The problem:
Return the whole listing, line for line, without the pictures in it.

Dataset extract:
══════════════════════════════
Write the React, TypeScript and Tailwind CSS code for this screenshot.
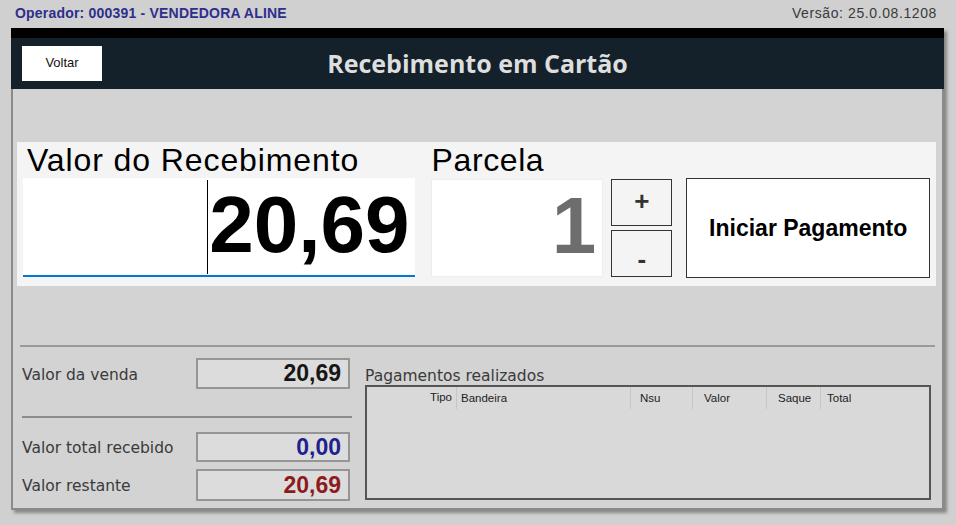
const valueBox =
  "flex items-center justify-end w-[154px] border-2 border-[#959595] bg-[#dcdcdc] pr-[7px] text-[23px] font-bold leading-none";

function SummaryRow({ label, value, color, h }: { label: string; value: string; color: string; h: string }) {
  return (
    <div className="flex items-center">
      <span className="w-[174px] pt-[4px] font-['DejaVu_Sans',sans-serif] text-[15.5px] text-[#3a3a3a]">{label}</span>
      <div className={`${valueBox} ${h} ${color}`}>{value}</div>
    </div>
  );
}

export default function App() {
  return (
    <div className="h-[525px] w-[956px] overflow-hidden bg-[#d0d0d0] font-['Liberation_Sans',Arial,sans-serif]">
      <div className="flex h-[28px] items-center justify-between pb-[2px] pl-[15px] pr-[19px]">
        <span className="text-[14px] font-bold tracking-[0.2px] text-[#2e2e8c]">Operador: 000391 - VENDEDORA ALINE</span>
        <span className="text-[14px] tracking-[0.6px] text-[#3a3a3a]">Versão: 25.0.08.1208</span>
      </div>

      <div className="ml-[11px] w-[933px] shadow-[3px_3px_3px_rgba(0,0,0,0.35)]">
        <div className="h-[10px] bg-black" />
        <div className="grid h-[51px] grid-cols-[1fr_auto_1fr] items-center bg-[#14212a]">
          <div>
            <button className="mb-[1px] ml-[11px] h-[35px] w-[80px] bg-white text-[13px] text-[#111]">Voltar</button>
          </div>
          <h1 className="font-['Open_Sans',sans-serif] text-[25px] font-bold text-[#dedede]">Recebimento em Cartão</h1>
          <div />
        </div>

        <div className="h-[421px] border-x-2 border-b-2 border-[#8a8a8a] bg-[#d3d3d3] pt-[53px]">
          {/* recebimento */}
          <div className="ml-[4px] mr-[6px] flex h-[144px] items-start bg-[#f4f4f4] px-[6px]">
            <div className="flex w-[392px] flex-col">
              <div className="mt-[3px] h-[31px] whitespace-nowrap pl-[4px] text-[32px] leading-[31px] tracking-[0.9px] text-black">
                Valor do Recebimento
              </div>
              <div className="mt-[2px] flex h-[99px] items-center justify-end border-b-2 border-[#0078d7] bg-white pb-[4px] pr-[5px]">
                <span className="mr-[1px] mt-[4px] h-[94px] w-[1px] bg-black" />
                <span className="text-[80px] font-bold leading-none text-black">20,69</span>
              </div>
            </div>

            <div className="ml-[16px] flex w-[173px] flex-col">
              <div className="mt-[3px] h-[31px] pl-[1px] text-[32px] leading-[31px] tracking-[0.6px] text-black">Parcela</div>
              <div className="mt-[3px] flex h-[98px] items-center justify-end border border-[#ededed] bg-white pb-[4px] pr-[6px]">
                <span className="text-[80px] font-bold leading-none text-[#6d6d6d]">1</span>
              </div>
            </div>

            <div className="ml-[8px] mt-[37px] flex w-[61px] flex-col gap-[4px]">
              <button className="flex h-[47px] items-center justify-center border border-[#333] bg-[#f4f4f4] pb-[3px] text-[26px] font-bold text-[#333]">
                +
              </button>
              <button className="flex h-[47px] items-end justify-center border border-[#333] bg-[#f4f4f4] pb-[4px] text-[26px] font-bold leading-none text-[#333]">
                -
              </button>
            </div>

            <button className="ml-[14px] mt-[36px] h-[100px] w-[244px] border border-[#333] bg-white text-[23px] font-bold text-black">
              Iniciar Pagamento
            </button>
          </div>

          <div className="mx-[7px] mt-[59px] h-[2px] bg-[#9a9a9a]" />

          {/* resumo */}
          <div className="flex">
            <div className="ml-[9px] w-[330px]">
              <div className="pt-[11px]">
                <SummaryRow label="Valor da venda" value="20,69" color="text-[#161616]" h="h-[31px]" />
              </div>
              <div className="mt-[27px] h-[2px] bg-[#8c8c8c]" />
              <div className="mt-[14px]">
                <SummaryRow label="Valor total recebido" value="0,00" color="text-[#1f1f8f]" h="h-[30px]" />
              </div>
              <div className="mt-[7px]">
                <SummaryRow label="Valor restante" value="20,69" color="text-[#8e1b1b]" h="h-[32px]" />
              </div>
            </div>

            <div className="ml-[13px] mr-[11px] flex-1 pt-[20px]">
              <div className="h-[18px] font-['DejaVu_Sans',sans-serif] text-[15.5px] leading-[18px] text-[#3a3a3a]">
                Pagamentos realizados
              </div>
              <div className="h-[115px] border-2 border-[#555] bg-[#d9d9d9]">
                <div className="flex h-[22px] items-center text-[11.5px] text-[#222]">
                  <div className="w-[89px] pr-[4px] text-right">Tipo</div>
                  <div className="h-full w-[174px] border-l border-[#c6c6c6] pl-[4px] leading-[22px]">Bandeira</div>
                  <div className="h-full w-[62px] border-l border-[#c6c6c6] pl-[9px] leading-[22px]">Nsu</div>
                  <div className="h-full w-[74px] border-l border-[#c6c6c6] pl-[11px] leading-[22px]">Valor</div>
                  <div className="h-full w-[54px] border-l border-[#c6c6c6] pl-[11px] leading-[22px]">Saque</div>
                  <div className="h-full flex-1 border-l border-[#c6c6c6] pl-[6px] leading-[22px]">Total</div>
                </div>
              </div>
            </div>
          </div>
        </div>
      </div>
    </div>
  );
}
══════════════════════════════
Written solution:
Write the React, TypeScript and Tailwind CSS code for this screenshot.
const valueBox =
  "flex items-center justify-end w-[154px] border-2 border-[#959595] bg-[#dcdcdc] pr-[7px] text-[23px] font-bold leading-none";

function SummaryRow({ label, value, color, h }: { label: string; value: string; color: string; h: string }) {
  return (
    <div className="flex items-center">
      <span className="w-[174px] pt-[4px] font-['DejaVu_Sans',sans-serif] text-[15.5px] text-[#3a3a3a]">{label}</span>
      <div className={`${valueBox} ${h} ${color}`}>{value}</div>
    </div>
  );
}

export default function App() {
  return (
    <div className="h-[525px] w-[956px] overflow-hidden bg-[#d0d0d0] font-['Liberation_Sans',Arial,sans-serif]">
      <div className="flex h-[28px] items-center justify-between pb-[2px] pl-[15px] pr-[19px]">
        <span className="text-[14px] font-bold tracking-[0.2px] text-[#2e2e8c]">Operador: 000391 - VENDEDORA ALINE</span>
        <span className="text-[14px] tracking-[0.6px] text-[#3a3a3a]">Versão: 25.0.08.1208</span>
      </div>

      <div className="ml-[11px] w-[933px] shadow-[3px_3px_3px_rgba(0,0,0,0.35)]">
        <div className="h-[10px] bg-black" />
        <div className="grid h-[51px] grid-cols-[1fr_auto_1fr] items-center bg-[#14212a]">
          <div>
            <button className="mb-[1px] ml-[11px] h-[35px] w-[80px] bg-white text-[13px] text-[#111]">Voltar</button>
          </div>
          <h1 className="font-['Open_Sans',sans-serif] text-[25px] font-bold text-[#dedede]">Recebimento em Cartão</h1>
          <div />
        </div>

        <div className="h-[421px] border-x-2 border-b-2 border-[#8a8a8a] bg-[#d3d3d3] pt-[53px]">
          {/* recebimento */}
          <div className="ml-[4px] mr-[6px] flex h-[144px] items-start bg-[#f4f4f4] px-[6px]">
            <div className="flex w-[392px] flex-col">
              <div className="mt-[3px] h-[31px] whitespace-nowrap pl-[4px] text-[32px] leading-[31px] tracking-[0.9px] text-black">
                Valor do Recebimento
              </div>
              <div className="mt-[2px] flex h-[99px] items-center justify-end border-b-2 border-[#0078d7] bg-white pb-[4px] pr-[5px]">
                <span className="mr-[1px] mt-[4px] h-[94px] w-[1px] bg-black" />
                <span className="text-[80px] font-bold leading-none text-black">20,69</span>
              </div>
            </div>

            <div className="ml-[16px] flex w-[173px] flex-col">
              <div className="mt-[3px] h-[31px] pl-[1px] text-[32px] leading-[31px] tracking-[0.6px] text-black">Parcela</div>
              <div className="mt-[3px] flex h-[98px] items-center justify-end border border-[#ededed] bg-white pb-[4px] pr-[6px]">
                <span className="text-[80px] font-bold leading-none text-[#6d6d6d]">1</span>
              </div>
            </div>

            <div className="ml-[8px] mt-[37px] flex w-[61px] flex-col gap-[4px]">
              <button className="flex h-[47px] items-center justify-center border border-[#333] bg-[#f4f4f4] pb-[3px] text-[26px] font-bold text-[#333]">
                +
              </button>
              <button className="flex h-[47px] items-end justify-center border border-[#333] bg-[#f4f4f4] pb-[4px] text-[26px] font-bold leading-none text-[#333]">
                -
              </button>
            </div>

            <button className="ml-[14px] mt-[36px] h-[100px] w-[244px] border border-[#333] bg-white text-[23px] font-bold text-black">
              Iniciar Pagamento
            </button>
          </div>

          <div className="mx-[7px] mt-[59px] h-[2px] bg-[#9a9a9a]" />

          {/* resumo */}
          <div className="flex">
            <div className="ml-[9px] w-[330px]">
              <div className="pt-[11px]">
                <SummaryRow label="Valor da venda" value="20,69" color="text-[#161616]" h="h-[31px]" />
              </div>
              <div className="mt-[27px] h-[2px] bg-[#8c8c8c]" />
              <div className="mt-[14px]">
                <SummaryRow label="Valor total recebido" value="0,00" color="text-[#1f1f8f]" h="h-[30px]" />
              </div>
              <div className="mt-[7px]">
                <SummaryRow label="Valor restante" value="20,69" color="text-[#8e1b1b]" h="h-[32px]" />
              </div>
            </div>

            <div className="ml-[13px] mr-[11px] flex-1 pt-[20px]">
              <div className="h-[18px] font-['DejaVu_Sans',sans-serif] text-[15.5px] leading-[18px] text-[#3a3a3a]">
                Pagamentos realizados
              </div>
              <div className="h-[115px] border-2 border-[#555] bg-[#d9d9d9]">
                <div className="flex h-[22px] items-center text-[11.5px] text-[#222]">
                  <div className="w-[89px] pr-[4px] text-right">Tipo</div>
                  <div className="h-full w-[174px] border-l border-[#c6c6c6] pl-[4px] leading-[22px]">Bandeira</div>
                  <div className="h-full w-[62px] border-l border-[#c6c6c6] pl-[9px] leading-[22px]">Nsu</div>
                  <div className="h-full w-[74px] border-l border-[#c6c6c6] pl-[11px] leading-[22px]">Valor</div>
                  <div className="h-full w-[54px] border-l border-[#c6c6c6] pl-[11px] leading-[22px]">Saque</div>
                  <div className="h-full flex-1 border-l border-[#c6c6c6] pl-[6px] leading-[22px]">Total</div>
                </div>
              </div>
            </div>
          </div>
        </div>
      </div>
    </div>
  );
}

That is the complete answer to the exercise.